_The exercise:_ Determine how many lines below hold the string "styles". Reply with the number alone.

_Dataset:_
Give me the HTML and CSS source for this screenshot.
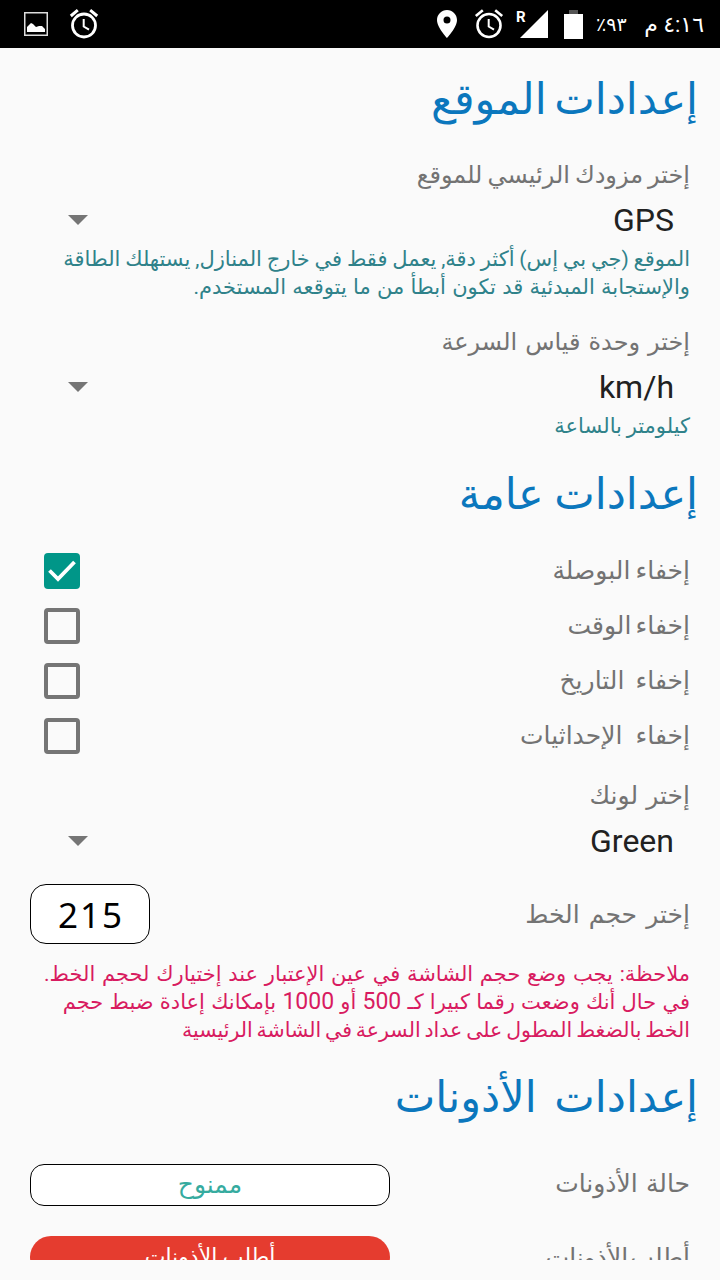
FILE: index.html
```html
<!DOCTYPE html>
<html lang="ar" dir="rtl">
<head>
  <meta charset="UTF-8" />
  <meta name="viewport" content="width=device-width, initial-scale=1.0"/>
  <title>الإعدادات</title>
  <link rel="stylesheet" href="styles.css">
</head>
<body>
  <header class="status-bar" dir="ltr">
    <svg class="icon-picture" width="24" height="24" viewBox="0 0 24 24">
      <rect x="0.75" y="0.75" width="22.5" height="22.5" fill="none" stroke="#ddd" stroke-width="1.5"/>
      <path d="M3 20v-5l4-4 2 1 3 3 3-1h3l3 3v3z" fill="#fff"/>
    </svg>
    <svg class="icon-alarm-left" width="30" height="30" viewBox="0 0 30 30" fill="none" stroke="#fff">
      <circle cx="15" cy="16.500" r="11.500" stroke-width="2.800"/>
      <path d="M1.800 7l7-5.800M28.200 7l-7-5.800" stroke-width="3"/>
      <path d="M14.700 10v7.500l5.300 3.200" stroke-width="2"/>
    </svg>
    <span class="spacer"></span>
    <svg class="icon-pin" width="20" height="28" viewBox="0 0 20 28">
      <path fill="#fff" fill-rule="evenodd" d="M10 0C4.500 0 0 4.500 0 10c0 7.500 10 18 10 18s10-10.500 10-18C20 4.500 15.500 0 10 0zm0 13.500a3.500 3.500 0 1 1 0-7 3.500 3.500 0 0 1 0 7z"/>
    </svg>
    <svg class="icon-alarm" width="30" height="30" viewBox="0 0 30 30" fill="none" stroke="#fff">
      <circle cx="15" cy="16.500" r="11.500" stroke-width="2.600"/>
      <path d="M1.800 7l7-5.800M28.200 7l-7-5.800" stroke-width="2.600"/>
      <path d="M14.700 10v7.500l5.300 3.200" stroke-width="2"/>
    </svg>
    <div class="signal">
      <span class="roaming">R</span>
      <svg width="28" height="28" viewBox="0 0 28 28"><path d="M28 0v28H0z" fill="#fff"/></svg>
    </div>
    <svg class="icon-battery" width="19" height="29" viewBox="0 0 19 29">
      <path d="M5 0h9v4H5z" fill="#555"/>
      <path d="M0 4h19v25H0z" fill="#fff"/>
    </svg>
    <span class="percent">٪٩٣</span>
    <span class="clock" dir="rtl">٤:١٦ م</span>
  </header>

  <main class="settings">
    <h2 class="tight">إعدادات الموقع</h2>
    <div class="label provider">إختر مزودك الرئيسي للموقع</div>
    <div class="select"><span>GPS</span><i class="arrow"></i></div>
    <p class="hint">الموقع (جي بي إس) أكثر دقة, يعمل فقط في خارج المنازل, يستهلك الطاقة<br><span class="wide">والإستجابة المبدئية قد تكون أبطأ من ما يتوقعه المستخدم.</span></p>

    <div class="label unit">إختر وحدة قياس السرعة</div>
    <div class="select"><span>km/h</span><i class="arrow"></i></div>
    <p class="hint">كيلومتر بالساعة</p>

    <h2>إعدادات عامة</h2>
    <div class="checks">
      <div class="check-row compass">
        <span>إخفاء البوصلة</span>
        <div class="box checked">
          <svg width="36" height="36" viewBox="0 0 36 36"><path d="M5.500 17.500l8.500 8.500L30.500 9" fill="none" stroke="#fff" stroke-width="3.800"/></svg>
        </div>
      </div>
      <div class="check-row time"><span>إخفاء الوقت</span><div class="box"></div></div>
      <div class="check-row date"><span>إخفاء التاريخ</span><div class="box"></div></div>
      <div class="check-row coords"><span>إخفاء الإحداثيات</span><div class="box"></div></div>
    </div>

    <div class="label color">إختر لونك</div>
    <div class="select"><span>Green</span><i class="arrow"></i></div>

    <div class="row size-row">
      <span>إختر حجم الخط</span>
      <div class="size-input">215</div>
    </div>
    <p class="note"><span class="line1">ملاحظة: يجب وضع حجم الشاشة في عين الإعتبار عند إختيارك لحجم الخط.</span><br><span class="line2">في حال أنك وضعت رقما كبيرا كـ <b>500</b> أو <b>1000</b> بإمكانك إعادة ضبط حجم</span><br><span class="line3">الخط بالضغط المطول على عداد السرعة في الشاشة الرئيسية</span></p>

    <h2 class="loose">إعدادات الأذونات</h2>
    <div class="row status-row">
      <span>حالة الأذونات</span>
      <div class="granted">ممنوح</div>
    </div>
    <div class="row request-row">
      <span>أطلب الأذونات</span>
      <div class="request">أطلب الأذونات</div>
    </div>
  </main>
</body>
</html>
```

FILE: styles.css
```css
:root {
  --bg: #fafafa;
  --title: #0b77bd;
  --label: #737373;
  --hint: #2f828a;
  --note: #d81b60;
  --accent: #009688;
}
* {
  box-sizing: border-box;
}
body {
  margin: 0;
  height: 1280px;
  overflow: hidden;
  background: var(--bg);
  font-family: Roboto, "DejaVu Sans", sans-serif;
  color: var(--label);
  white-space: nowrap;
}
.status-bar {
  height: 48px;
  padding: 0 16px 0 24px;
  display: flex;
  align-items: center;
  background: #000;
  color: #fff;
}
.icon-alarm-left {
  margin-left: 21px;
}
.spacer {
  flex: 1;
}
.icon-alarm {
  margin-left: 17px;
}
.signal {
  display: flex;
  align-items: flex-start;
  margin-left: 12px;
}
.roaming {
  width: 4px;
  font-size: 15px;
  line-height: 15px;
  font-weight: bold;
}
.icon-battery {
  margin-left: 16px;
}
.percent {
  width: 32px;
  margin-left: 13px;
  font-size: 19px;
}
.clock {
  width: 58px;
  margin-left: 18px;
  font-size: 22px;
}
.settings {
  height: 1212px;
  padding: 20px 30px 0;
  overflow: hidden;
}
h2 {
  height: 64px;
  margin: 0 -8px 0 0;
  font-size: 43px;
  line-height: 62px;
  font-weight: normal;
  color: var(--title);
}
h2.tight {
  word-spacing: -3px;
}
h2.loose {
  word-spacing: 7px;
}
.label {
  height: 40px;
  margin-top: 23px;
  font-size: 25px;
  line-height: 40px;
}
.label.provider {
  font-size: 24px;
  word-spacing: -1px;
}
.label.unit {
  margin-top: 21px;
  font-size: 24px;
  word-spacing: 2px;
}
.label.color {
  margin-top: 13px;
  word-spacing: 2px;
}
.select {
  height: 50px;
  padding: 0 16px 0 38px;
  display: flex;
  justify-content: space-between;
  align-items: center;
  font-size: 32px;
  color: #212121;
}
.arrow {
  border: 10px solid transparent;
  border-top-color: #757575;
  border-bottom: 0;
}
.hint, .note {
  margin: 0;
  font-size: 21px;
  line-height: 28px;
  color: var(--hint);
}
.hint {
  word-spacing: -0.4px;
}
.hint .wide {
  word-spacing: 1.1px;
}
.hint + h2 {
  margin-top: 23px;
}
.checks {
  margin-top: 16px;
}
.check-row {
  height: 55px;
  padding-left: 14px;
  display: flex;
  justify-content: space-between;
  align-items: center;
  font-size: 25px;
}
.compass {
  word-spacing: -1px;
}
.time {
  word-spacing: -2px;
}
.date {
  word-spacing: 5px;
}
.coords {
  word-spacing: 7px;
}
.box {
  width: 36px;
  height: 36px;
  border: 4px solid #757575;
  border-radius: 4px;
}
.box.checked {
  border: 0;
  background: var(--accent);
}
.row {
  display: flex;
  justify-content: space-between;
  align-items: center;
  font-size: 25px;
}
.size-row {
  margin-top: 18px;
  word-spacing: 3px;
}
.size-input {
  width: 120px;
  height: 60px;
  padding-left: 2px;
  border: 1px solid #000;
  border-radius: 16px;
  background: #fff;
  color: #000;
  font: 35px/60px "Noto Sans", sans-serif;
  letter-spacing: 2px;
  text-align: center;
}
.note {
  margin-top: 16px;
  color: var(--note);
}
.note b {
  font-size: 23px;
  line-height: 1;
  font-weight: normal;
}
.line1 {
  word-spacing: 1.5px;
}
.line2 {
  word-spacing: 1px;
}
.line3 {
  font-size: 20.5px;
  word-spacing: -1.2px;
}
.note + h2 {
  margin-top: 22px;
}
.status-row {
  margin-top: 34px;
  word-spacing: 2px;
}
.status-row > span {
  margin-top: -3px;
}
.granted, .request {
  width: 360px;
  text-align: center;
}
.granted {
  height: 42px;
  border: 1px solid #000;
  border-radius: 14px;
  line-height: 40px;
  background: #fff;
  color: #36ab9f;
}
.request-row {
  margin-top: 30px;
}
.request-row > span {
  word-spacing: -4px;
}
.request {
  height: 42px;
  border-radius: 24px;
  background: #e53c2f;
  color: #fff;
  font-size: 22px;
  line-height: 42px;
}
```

...

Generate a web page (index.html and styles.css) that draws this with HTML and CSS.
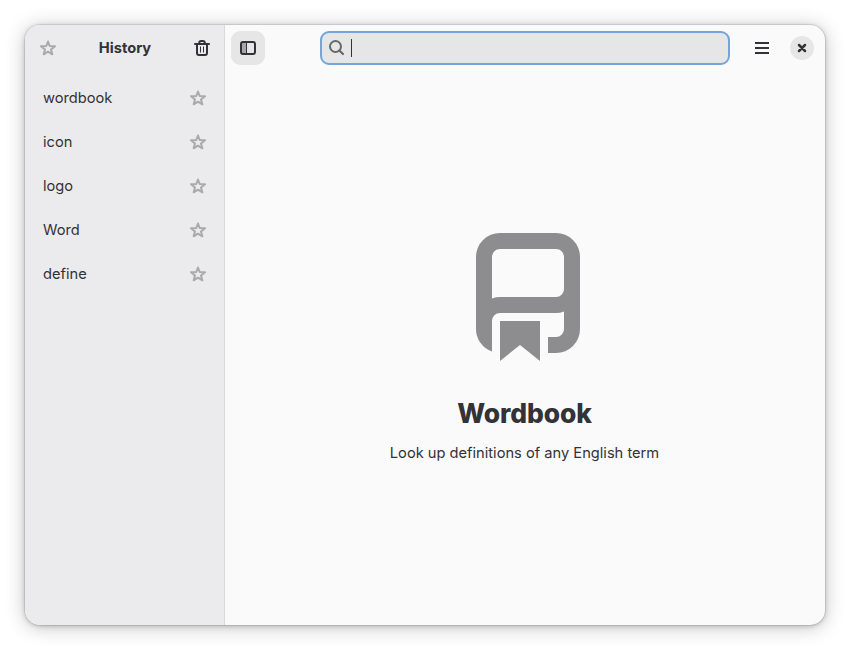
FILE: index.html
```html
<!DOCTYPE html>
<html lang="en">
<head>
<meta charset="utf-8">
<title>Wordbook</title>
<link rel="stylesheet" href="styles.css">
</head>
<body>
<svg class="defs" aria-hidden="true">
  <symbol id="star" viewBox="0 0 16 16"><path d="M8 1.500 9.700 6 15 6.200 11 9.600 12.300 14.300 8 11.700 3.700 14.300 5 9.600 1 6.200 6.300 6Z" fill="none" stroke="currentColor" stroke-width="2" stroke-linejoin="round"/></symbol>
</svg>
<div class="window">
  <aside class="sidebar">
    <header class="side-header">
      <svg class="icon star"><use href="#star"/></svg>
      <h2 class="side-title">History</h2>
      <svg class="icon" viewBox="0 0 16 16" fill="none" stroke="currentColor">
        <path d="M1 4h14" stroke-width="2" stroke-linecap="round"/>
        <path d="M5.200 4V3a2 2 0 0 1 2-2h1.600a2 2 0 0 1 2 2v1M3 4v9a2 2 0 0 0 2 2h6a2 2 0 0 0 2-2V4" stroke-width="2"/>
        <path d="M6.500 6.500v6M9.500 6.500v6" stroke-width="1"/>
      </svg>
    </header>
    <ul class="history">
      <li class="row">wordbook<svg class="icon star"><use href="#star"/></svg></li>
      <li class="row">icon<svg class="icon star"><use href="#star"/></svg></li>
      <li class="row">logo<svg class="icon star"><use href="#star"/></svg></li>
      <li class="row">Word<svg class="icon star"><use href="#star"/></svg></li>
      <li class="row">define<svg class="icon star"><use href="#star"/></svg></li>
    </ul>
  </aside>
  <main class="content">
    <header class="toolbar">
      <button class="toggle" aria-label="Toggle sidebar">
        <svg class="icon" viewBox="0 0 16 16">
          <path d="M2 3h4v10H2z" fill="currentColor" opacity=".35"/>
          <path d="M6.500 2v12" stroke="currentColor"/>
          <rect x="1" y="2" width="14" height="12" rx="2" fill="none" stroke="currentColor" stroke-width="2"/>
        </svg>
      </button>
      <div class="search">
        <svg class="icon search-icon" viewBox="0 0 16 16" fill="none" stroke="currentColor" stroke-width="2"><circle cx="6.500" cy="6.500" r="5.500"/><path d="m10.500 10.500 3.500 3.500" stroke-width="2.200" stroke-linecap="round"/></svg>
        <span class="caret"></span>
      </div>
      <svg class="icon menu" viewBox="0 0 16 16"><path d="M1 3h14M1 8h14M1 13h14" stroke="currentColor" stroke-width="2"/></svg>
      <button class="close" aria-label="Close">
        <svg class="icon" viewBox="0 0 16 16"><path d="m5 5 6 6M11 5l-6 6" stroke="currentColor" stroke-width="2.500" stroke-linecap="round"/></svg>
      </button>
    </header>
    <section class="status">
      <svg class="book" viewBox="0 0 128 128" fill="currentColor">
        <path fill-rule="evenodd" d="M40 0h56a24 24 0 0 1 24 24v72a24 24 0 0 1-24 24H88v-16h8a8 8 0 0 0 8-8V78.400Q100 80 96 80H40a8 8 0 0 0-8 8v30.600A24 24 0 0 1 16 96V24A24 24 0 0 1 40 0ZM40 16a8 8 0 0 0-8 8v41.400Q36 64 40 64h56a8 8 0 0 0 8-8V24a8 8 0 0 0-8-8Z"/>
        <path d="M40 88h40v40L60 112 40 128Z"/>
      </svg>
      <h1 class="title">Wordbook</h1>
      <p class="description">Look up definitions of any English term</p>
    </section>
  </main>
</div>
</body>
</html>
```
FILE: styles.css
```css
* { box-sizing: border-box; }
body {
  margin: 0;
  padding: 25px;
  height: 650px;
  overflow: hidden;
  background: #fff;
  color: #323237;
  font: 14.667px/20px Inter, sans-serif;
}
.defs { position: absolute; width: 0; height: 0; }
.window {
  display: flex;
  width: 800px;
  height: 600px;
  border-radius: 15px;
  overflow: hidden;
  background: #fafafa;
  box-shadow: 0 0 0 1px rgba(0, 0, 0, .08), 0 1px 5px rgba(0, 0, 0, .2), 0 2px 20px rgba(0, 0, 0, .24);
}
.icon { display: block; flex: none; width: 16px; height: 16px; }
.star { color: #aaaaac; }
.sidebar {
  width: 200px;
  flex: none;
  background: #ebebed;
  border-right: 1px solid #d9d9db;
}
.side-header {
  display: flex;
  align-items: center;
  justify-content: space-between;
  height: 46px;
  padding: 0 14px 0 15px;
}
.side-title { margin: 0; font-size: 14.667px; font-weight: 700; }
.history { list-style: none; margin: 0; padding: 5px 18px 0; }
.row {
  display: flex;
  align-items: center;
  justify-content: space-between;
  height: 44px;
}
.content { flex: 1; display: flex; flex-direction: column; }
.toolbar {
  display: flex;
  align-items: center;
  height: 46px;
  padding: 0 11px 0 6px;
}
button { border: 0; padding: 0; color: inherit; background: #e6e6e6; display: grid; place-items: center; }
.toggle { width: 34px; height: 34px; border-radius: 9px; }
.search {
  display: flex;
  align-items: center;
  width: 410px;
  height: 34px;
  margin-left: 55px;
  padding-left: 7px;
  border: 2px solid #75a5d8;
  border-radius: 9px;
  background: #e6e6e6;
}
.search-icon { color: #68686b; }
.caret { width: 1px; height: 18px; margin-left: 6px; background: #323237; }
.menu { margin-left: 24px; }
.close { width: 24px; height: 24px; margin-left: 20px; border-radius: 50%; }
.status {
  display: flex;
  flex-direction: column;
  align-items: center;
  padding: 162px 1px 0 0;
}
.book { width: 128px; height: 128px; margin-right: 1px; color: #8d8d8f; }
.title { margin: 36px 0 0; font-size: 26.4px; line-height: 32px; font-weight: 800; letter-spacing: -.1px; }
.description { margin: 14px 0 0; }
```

_Finished answer:_ 5